Antes era una costumbre, ahora es una rareza, al menos que yo tenga constancia, en las pocas ocasiones que cojo un vuelo a lo largo del año.
Como un ritual. Luces que se atenuan, pasaje que se ubica en sus asientos al igual que el resto. Impás de silencio en espera de sentir el bote que las ruedas del avión al contactar con la superficie asfaltada de la pista del aeropuerto. Resoplidos y salva de aplausos, acompañados algunas veces con gritos y salvas de agradecimiento a los pilotos.
Nada impone más que subirse a un avión o verse en mitad del océano flotando en un barco. Por más que se quiera decir que son medios de transporte más seguros que cualquiera de los terrestres, saberse en medio de un entorno que no es el tuyo, no tener los pies sobre el suelo, aumenta el vertigo y con él, el temor.

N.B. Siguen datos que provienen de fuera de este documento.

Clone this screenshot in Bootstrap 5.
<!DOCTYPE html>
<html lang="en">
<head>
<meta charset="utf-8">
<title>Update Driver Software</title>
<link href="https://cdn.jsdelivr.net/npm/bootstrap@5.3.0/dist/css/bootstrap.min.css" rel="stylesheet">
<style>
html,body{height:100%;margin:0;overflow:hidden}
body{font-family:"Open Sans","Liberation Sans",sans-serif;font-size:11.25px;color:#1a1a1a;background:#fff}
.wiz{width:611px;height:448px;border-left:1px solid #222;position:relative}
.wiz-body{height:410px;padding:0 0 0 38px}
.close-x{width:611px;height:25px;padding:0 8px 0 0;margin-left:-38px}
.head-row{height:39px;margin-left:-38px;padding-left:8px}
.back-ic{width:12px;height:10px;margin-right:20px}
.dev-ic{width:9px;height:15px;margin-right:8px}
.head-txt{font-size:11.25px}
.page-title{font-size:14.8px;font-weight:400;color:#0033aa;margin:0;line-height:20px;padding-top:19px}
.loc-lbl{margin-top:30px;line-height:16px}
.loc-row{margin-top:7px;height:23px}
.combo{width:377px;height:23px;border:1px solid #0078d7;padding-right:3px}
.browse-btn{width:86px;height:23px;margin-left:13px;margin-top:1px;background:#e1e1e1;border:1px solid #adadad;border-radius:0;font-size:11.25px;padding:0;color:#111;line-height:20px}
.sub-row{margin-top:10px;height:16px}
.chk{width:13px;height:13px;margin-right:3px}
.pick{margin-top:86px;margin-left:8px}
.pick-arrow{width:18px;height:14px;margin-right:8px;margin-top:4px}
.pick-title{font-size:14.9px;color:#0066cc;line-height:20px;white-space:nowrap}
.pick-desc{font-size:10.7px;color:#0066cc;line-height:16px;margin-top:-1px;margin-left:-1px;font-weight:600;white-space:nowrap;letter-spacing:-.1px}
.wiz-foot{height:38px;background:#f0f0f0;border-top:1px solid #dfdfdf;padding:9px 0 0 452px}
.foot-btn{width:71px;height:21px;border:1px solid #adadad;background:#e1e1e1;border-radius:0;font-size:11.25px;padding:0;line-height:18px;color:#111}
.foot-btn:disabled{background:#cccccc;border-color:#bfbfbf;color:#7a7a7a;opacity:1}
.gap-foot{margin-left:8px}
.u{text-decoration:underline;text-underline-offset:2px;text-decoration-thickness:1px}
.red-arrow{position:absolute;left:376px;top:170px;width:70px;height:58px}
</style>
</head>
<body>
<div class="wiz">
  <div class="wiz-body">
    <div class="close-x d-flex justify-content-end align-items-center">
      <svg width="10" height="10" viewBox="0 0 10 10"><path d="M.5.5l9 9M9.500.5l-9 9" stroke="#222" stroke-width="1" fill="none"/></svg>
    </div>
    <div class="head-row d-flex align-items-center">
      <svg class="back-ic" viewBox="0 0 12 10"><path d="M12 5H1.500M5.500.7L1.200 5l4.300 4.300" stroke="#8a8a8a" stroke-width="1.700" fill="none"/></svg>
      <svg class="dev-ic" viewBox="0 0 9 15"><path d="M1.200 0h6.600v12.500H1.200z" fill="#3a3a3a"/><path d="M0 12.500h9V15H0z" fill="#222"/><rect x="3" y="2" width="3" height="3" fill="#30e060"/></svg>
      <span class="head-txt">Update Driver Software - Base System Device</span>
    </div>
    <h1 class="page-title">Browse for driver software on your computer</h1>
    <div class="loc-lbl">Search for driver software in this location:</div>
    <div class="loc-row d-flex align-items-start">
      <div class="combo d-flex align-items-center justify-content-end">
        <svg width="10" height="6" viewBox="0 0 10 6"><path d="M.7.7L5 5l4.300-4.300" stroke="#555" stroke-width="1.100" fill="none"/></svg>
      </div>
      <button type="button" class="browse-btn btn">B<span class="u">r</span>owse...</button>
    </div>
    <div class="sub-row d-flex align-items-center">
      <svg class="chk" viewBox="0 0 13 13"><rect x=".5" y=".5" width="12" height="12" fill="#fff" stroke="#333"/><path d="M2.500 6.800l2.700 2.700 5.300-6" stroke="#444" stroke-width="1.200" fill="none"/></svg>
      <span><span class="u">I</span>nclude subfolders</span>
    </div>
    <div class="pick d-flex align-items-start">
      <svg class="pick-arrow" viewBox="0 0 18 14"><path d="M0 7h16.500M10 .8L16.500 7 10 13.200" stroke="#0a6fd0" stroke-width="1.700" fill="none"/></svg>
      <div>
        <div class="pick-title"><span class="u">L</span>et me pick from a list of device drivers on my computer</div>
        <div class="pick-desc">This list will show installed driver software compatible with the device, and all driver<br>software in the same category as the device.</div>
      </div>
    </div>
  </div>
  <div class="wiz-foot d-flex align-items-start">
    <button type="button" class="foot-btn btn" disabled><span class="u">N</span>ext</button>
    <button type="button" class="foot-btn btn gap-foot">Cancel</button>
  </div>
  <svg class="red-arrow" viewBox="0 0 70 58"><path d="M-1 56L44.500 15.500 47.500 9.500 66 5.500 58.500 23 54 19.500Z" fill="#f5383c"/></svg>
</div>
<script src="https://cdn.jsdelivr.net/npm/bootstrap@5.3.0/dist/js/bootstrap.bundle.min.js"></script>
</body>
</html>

Ese aplauso es una forma de expulsar la adrenalina acumulada, más que de dar las gracias a la tripulación de cabina o al comandante y a su segundo de abordo.

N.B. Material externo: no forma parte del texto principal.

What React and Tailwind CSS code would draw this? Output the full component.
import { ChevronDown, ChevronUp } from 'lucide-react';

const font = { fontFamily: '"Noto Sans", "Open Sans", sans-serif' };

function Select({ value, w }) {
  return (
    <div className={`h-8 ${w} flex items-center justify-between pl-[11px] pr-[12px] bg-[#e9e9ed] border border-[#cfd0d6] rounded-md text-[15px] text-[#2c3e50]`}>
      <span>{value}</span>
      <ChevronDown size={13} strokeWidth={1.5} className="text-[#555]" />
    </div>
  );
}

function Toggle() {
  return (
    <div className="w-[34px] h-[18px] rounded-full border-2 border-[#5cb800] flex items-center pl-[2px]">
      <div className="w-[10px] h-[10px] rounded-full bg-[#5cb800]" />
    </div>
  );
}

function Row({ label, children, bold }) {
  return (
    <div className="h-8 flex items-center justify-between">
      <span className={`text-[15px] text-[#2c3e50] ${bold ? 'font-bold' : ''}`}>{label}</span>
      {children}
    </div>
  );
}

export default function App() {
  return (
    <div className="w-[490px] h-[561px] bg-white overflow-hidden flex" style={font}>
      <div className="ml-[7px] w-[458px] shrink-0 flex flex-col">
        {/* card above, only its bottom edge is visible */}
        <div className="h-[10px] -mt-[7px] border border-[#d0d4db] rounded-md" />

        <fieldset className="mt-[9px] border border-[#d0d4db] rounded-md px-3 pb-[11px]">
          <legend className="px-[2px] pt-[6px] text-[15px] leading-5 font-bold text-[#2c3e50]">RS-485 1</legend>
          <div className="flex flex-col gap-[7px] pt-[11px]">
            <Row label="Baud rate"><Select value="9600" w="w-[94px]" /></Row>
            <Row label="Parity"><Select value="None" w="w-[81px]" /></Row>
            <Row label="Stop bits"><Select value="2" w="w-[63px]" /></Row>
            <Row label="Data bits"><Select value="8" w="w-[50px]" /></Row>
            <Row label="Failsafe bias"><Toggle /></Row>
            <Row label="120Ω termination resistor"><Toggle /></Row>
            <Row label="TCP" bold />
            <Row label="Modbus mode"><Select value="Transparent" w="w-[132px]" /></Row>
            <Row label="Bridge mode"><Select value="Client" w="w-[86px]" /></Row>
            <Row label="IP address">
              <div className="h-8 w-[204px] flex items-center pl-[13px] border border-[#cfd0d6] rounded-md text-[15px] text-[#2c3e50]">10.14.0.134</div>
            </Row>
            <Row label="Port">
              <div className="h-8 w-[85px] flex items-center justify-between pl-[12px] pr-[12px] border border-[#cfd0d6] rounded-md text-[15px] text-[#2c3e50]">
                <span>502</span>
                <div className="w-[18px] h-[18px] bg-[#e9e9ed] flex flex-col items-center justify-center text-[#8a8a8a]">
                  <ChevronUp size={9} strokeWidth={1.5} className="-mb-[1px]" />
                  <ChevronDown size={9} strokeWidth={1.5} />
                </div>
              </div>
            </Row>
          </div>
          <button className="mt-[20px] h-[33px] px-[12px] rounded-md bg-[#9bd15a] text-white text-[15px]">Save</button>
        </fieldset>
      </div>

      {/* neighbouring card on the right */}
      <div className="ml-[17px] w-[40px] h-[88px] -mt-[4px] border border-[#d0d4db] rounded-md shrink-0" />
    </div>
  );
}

Hoy en uno de los periódicos que leo, venía un reportaje con entrevista a una azafata de vuelo, en el que aconsejaba que no se aplaudiera al aterrizar en un vuelo, ¿Motivo?, por razones de seguridad la cabina de los pilotos está cerrada y estos no oyen los aplausos que se les dedican.
Más allá de toda la lógica que quiera atribuírsele a la apreciación, seguramente hecha sin ninguna intencionalidad, me ha parecido el comentario molesto. Otra forma más de decir a la gente lo que tiene que hacer y lo que no, en estos tiempos de exceso de control, que sesgan cada vez más la libertad de actuar como se quiera, máxime si ese comportamiento no arrastra consecuencia alguna.

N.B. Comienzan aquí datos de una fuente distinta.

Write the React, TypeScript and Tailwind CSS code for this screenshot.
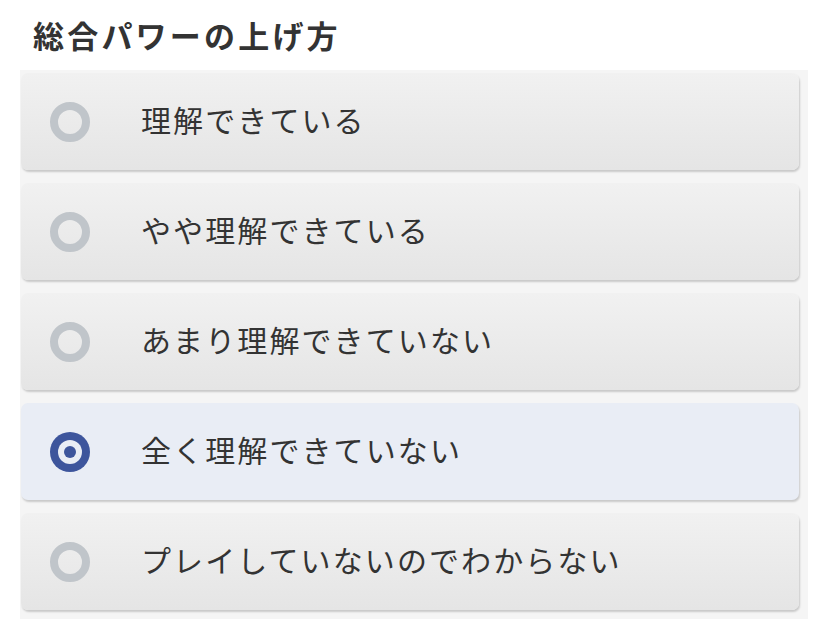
import React, { useState } from "react";

const options = [
  "理解できている",
  "やや理解できている",
  "あまり理解できていない",
  "全く理解できていない",
  "プレイしていないのでわからない",
];

function Radio({ checked }: { checked: boolean }) {
  if (checked) {
    return (
      <span className="flex h-10 w-10 shrink-0 items-center justify-center rounded-full bg-[#3d559c]">
        <span className="flex h-6 w-6 items-center justify-center rounded-full bg-[#e9edf5]">
          <span className="h-3 w-3 rounded-full bg-[#3d559c]" />
        </span>
      </span>
    );
  }
  return <span className="h-10 w-10 shrink-0 rounded-full border-[8px] border-[#c0c5ca]" />;
}

export default function App() {
  const [selected, setSelected] = useState(3);

  return (
    <div className="h-[635px] w-[828px] bg-white font-['Noto_Sans_CJK_JP','Noto_Sans',sans-serif] text-[#333]">
      <h2 className="pl-[33px] pt-[12px] text-[31px] font-bold leading-[46px] tracking-[3.2px] text-[#333]">
        総合パワーの上げ方
      </h2>
      <div className="ml-5 mt-[12px] flex w-[788px] flex-col gap-[13px] bg-[#f5f5f5] pb-[9px] pl-px pr-[9px] pt-[3px]">
        {options.map((label, i) => (
          <button
            key={label}
            onClick={() => setSelected(i)}
            className={
              i === selected
                ? "flex h-[97px] items-center rounded-[7px] bg-[#e9edf5] pl-[29px] text-left shadow-[1px_2px_2px_rgba(0,0,0,0.18)]"
                : "flex h-[97px] items-center rounded-[7px] bg-gradient-to-b from-[#f1f1f1] to-[#e5e5e5] pl-[29px] text-left shadow-[1px_2px_2px_rgba(0,0,0,0.18)]"
            }
          >
            <Radio checked={i === selected} />
            <span className="ml-[51px] pb-[6px] text-[30px] leading-none tracking-[2.1px] text-[#333]">{label}</span>
          </button>
        ))}
      </div>
    </div>
  );
}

Cada tiempo tiene sus matices, sus sensibilidades, sus temores. Estos en que vivimos ahora, están demasiado mediados por esto útimo. Ola de autoritarismo que invita a regular incluso las manifestaciones más espontáneas y naturales. Llegará el día en que se pida no aplaudir porque hace ruído. Nunca antes habíamos tenido la sensación de ser reses que no se salen del redil como ahora. Nunca.